> WRITTEN REQUEST
Show all lines holding "document".

--- --- ---

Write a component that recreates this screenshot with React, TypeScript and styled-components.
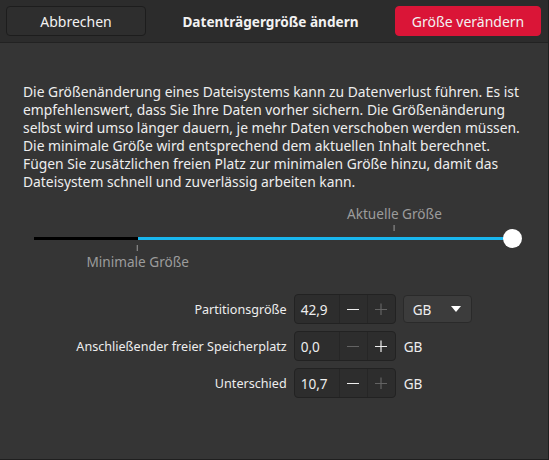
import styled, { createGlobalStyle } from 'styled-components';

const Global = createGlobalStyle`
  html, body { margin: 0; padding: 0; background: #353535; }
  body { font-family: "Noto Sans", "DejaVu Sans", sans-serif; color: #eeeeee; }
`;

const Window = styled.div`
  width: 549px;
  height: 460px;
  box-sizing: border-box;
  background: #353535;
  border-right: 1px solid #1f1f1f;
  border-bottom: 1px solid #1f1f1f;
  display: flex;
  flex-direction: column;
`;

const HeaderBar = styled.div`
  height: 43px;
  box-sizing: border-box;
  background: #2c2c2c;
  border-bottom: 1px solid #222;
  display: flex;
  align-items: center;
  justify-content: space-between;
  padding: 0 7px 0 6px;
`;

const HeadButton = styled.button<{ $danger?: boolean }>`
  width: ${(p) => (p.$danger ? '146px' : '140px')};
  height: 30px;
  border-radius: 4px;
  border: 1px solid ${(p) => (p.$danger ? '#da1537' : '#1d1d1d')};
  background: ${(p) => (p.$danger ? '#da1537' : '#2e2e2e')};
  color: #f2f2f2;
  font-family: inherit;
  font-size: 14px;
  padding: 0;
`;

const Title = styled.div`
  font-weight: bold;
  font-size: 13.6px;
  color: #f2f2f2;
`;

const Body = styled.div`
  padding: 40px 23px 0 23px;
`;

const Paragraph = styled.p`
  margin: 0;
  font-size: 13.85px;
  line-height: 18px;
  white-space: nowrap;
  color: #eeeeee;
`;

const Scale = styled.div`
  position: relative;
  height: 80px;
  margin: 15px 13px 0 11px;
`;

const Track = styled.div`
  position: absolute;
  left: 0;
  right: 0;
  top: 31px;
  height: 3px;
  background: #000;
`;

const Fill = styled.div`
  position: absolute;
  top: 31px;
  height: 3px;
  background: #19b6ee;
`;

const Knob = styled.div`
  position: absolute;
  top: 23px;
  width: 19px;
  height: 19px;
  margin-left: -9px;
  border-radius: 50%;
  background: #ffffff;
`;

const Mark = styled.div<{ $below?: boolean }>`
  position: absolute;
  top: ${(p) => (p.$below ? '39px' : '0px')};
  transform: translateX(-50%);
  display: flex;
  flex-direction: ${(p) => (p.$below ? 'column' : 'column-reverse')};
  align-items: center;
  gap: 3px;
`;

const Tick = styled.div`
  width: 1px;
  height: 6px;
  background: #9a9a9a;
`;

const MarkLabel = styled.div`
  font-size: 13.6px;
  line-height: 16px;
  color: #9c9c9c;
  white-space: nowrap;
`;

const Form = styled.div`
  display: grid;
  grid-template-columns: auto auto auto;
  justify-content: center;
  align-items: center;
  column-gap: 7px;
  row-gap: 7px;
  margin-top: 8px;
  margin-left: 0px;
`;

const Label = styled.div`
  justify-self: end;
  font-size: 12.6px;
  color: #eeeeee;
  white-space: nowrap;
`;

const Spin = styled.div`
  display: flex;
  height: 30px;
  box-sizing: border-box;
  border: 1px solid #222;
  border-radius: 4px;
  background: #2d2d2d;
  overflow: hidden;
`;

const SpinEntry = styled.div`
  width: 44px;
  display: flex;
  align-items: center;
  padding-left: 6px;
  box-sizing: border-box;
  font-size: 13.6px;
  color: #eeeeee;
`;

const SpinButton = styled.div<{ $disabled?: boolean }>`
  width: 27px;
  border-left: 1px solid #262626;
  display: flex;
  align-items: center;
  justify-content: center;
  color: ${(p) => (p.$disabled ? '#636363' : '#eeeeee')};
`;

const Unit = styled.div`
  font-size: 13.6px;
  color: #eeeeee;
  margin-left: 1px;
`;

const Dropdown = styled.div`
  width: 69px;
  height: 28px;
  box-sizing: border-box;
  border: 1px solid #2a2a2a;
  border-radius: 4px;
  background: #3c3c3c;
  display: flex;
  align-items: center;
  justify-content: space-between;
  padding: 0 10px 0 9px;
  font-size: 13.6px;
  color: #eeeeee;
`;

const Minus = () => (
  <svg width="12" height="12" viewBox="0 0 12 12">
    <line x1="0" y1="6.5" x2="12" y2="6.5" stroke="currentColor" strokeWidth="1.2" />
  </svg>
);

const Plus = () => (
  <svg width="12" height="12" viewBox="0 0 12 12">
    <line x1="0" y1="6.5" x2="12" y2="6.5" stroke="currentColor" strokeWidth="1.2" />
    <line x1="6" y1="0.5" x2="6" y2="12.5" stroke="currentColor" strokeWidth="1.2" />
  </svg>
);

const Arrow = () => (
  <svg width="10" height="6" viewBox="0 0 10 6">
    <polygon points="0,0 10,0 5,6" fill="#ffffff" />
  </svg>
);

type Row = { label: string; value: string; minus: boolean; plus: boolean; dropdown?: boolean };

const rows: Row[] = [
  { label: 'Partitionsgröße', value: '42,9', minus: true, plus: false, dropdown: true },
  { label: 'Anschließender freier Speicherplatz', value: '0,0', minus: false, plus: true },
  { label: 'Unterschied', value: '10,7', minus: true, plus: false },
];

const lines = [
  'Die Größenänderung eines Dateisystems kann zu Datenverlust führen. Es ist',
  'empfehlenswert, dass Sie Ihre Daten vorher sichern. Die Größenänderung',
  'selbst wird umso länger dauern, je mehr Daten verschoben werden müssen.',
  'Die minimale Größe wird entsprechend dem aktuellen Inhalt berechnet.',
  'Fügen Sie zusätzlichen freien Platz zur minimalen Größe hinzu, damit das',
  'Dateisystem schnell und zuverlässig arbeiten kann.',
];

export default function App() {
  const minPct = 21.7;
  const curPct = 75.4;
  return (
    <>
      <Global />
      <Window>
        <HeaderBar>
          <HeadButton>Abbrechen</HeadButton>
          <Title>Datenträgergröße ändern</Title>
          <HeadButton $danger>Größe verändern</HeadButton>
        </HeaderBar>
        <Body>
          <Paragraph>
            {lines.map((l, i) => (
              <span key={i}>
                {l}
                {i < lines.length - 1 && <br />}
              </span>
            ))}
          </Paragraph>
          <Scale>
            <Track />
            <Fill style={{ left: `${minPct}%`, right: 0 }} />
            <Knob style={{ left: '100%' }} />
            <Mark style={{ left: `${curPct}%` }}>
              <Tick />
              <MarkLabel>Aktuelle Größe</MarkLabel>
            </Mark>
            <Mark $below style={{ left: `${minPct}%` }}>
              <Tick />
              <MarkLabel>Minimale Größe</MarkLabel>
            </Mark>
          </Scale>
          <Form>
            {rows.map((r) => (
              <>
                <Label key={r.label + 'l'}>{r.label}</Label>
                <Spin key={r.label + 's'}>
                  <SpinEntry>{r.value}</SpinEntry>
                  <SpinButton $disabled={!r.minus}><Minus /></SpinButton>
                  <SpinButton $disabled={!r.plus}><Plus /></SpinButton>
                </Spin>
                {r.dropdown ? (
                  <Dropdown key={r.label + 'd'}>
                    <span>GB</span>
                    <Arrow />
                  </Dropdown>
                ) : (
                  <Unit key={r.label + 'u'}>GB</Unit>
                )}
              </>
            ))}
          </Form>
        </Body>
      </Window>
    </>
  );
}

--- --- ---

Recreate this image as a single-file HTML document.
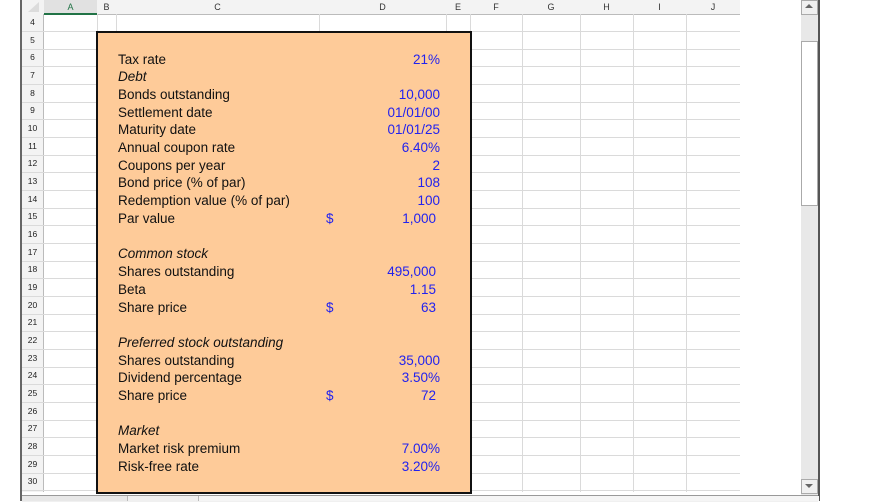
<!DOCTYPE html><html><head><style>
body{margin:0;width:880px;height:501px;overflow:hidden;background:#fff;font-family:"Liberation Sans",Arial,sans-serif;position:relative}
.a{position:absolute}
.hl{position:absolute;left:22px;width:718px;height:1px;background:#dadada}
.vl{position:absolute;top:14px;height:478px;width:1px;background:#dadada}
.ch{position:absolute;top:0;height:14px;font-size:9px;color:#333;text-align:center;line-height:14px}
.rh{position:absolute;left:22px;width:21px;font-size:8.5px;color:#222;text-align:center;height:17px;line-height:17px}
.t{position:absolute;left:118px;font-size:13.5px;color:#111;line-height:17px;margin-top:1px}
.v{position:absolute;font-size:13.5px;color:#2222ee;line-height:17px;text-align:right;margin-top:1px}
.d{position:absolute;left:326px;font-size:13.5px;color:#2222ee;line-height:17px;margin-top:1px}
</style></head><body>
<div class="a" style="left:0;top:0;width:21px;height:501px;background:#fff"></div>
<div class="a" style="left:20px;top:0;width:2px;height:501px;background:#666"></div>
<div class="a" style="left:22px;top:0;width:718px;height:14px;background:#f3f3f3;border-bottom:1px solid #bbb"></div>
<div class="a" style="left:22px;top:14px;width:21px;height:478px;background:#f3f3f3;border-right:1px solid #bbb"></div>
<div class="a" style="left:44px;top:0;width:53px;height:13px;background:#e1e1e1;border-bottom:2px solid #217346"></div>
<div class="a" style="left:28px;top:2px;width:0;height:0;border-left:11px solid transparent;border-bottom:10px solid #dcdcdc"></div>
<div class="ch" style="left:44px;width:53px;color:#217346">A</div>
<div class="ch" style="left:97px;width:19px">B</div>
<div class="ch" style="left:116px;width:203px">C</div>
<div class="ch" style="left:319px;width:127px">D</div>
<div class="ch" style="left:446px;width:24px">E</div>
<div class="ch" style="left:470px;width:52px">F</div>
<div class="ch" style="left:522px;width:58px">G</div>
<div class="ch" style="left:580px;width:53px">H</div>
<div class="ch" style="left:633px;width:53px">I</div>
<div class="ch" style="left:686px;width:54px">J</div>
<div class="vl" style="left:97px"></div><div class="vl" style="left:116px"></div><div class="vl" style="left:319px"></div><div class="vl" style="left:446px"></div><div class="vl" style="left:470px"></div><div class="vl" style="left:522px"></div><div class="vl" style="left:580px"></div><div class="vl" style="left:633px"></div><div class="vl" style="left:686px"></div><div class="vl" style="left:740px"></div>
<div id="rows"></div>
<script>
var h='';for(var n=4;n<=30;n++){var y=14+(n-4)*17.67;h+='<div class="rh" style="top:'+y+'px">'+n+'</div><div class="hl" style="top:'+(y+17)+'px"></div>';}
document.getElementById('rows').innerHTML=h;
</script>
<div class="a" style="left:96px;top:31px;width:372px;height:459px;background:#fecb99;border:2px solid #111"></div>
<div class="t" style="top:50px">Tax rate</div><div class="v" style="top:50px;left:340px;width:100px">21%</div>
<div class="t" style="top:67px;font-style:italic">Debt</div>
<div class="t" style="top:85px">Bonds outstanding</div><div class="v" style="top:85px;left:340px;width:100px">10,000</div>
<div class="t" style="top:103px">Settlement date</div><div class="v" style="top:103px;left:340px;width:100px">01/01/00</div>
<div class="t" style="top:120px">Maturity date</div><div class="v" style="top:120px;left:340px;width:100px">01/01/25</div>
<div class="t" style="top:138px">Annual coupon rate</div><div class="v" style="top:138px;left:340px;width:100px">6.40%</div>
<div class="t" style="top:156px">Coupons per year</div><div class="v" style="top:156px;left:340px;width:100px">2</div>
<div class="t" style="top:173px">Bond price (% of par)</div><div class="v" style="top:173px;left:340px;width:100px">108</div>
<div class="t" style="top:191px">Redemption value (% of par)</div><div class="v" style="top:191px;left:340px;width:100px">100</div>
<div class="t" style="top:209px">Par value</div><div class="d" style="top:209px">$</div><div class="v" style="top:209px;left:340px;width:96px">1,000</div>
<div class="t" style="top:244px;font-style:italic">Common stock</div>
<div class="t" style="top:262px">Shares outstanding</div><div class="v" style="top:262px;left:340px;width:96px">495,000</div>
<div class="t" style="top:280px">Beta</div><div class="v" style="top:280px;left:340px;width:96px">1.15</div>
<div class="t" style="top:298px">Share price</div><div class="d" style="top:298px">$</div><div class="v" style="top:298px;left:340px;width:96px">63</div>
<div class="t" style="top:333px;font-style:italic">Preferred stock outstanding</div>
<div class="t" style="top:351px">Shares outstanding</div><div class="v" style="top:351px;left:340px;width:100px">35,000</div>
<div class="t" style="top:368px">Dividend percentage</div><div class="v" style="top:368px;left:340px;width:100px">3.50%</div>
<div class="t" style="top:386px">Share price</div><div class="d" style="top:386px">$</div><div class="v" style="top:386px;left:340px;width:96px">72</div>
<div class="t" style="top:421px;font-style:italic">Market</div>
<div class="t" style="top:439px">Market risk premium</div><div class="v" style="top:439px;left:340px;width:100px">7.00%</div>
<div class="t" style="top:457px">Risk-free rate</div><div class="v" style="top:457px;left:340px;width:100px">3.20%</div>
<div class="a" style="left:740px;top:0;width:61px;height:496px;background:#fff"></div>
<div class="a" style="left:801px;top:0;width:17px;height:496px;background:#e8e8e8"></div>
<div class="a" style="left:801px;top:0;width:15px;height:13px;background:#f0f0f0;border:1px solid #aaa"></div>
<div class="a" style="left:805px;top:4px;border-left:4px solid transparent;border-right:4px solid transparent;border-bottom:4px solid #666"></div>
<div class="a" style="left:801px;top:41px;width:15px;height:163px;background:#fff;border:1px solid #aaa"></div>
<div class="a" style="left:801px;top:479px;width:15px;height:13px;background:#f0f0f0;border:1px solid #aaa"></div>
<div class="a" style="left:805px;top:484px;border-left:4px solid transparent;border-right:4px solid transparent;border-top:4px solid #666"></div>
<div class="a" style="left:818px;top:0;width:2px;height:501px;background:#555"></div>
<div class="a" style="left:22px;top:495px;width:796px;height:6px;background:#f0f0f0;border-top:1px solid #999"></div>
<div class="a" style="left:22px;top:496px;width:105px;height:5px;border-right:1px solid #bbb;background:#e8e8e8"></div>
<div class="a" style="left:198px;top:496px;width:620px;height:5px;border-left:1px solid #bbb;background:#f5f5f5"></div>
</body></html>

--- --- ---

> TASK SOLUTION
Recreate this image as a single-file HTML document.
document.getElementById('rows').innerHTML=h;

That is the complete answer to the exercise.